If this practice of daily writing hasn’t helped me, necessarily (no matter how clearly you write there are always those who’ll insist you haven’t made yourself clear, or, on another level, that you’re a chump for not getting paid to write, if you think your writing is worth anything), it certainly hasn’t hurt me. In fact, it has helped a great deal, I know this every time I sit down to spend time combing through my thoughts and feelings.

I once bought my mother a blank journal for her birthday. “I have nothing to write,” she said, after thanking me for the book. I reminded her that she used to love to write, and told her if she started to do it again she’d probably find it worthwhile.

“You’re the writer, not me,” she said. “You have a million ideas, I don’t have any ideas. I have nothing to say. It’s a very nice journal, but the thought of a blank page fills me with dread.”

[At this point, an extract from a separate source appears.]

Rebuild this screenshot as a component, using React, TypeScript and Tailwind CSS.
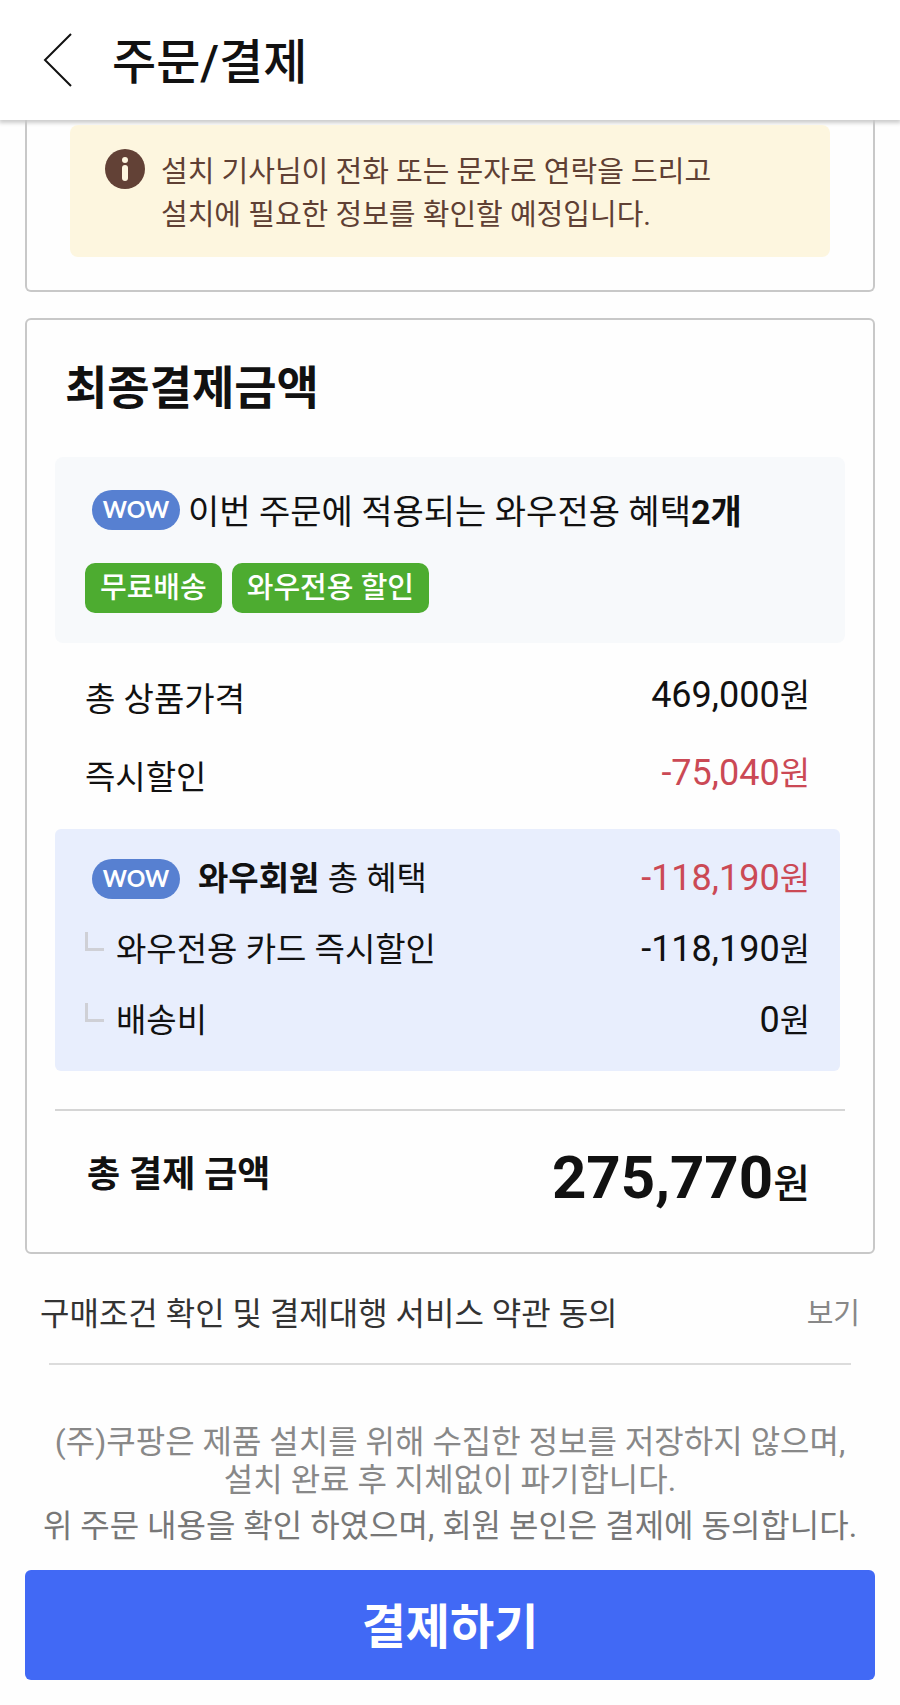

Nothing I could say helped her recall that once familiar moment, when she thought of something she wanted to say, and set everything else aside to work out the best way to say it. It had been so many years since this bright, opinionated woman had thought to take the extra time to more elegantly express what she’d already said that she no longer had any memory of her need to do it. She must have stopped believing it mattered what she wrote, at a certain point. Which is a whole other story, now that I think of it.

Happy 93rd birthday, mom.

[1]

She may have said “every fucking prayer in that goddamned prayer book” but even someone known for an excellent memory, as I am, can never be sure.